In 213 patients with SARS-CoV-2 infection, 41 (19%) had remained asymptomatic from potential exposure to laboratory confirmation and admission; of them, 39 (95%) underwent follow-up RT-PCR testing after a median 13 days. In 172 symptomatic patients, 144 (84%) underwent follow-up RT-PCR testing. Twentyone (54%) asymptomatic individuals and 92 (64%) symptomatic patients tested positive for SARS-CoV-2 at follow-up. Asymptomatic individuals and symptomatic patients did not show any significant differences in the mean Ct values of the E (31.15 vs 31.43; p>0.99), RdRp (32.26 vs 32.93; p=0.92) and N (33.05 vs 33.28; p>0.99) genes.
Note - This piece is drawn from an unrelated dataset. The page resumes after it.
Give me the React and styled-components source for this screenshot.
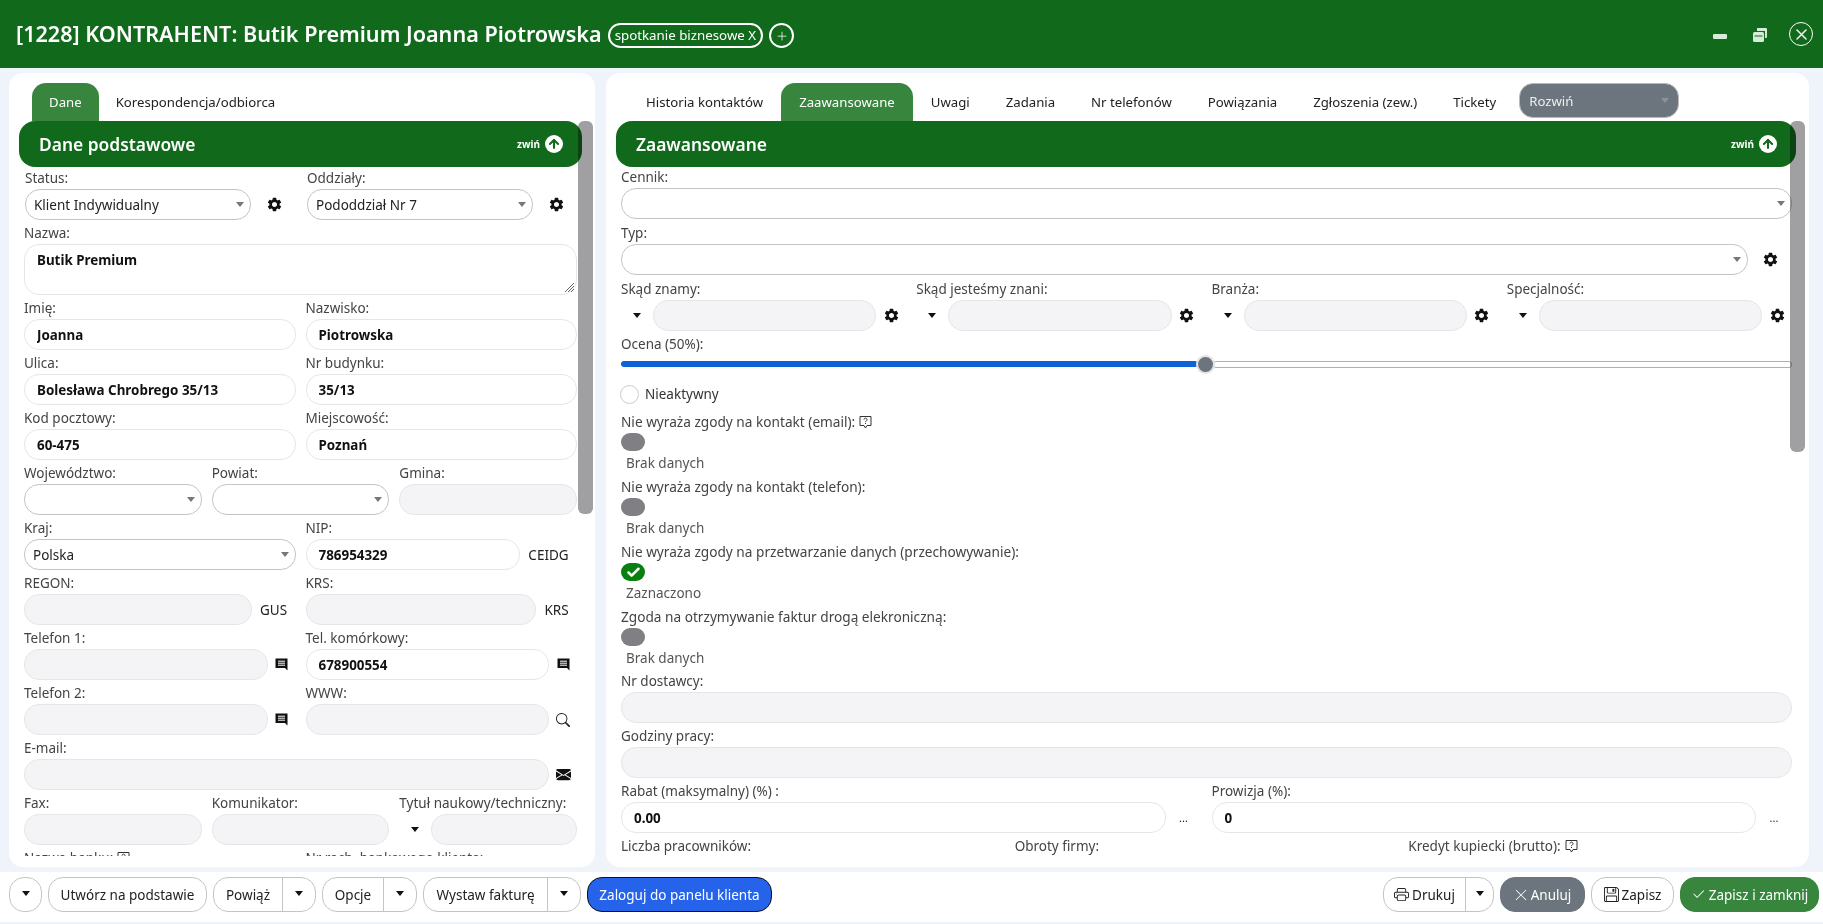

Approximately one-fifth of the individuals without severe symptoms were asymptomatic, and their viral loads were comparable to those in symptomatic patients. A large proportion of mildly symptomatic patients with COVID-19 or asymptomatic individuals with SARS-CoV-2 showed persistent positive upper respiratory RT-PCR results at follow-up.
What is the key question?
Do asymptomatic individuals with SARS-CoV-2 infection have the potential to significantly contribute to the community spread of COVID-19?
What is the bottom line?
In a series of 213 patients with COVID-19 without severe symptoms, 19% were asymptomatic from potential exposure to laboratory confirmation and admission. Asymptomatic individuals had comparable loads of SARS-CoV-2 genes to symptomatic patients.
Why read on?
Asymptomatic individuals were frequent among those infected with SARS-CoV-2, but harboured a comparable viral load compared with that of symptomatic patients and may thus act as a meaningful driving force for the community spread of COVID-19.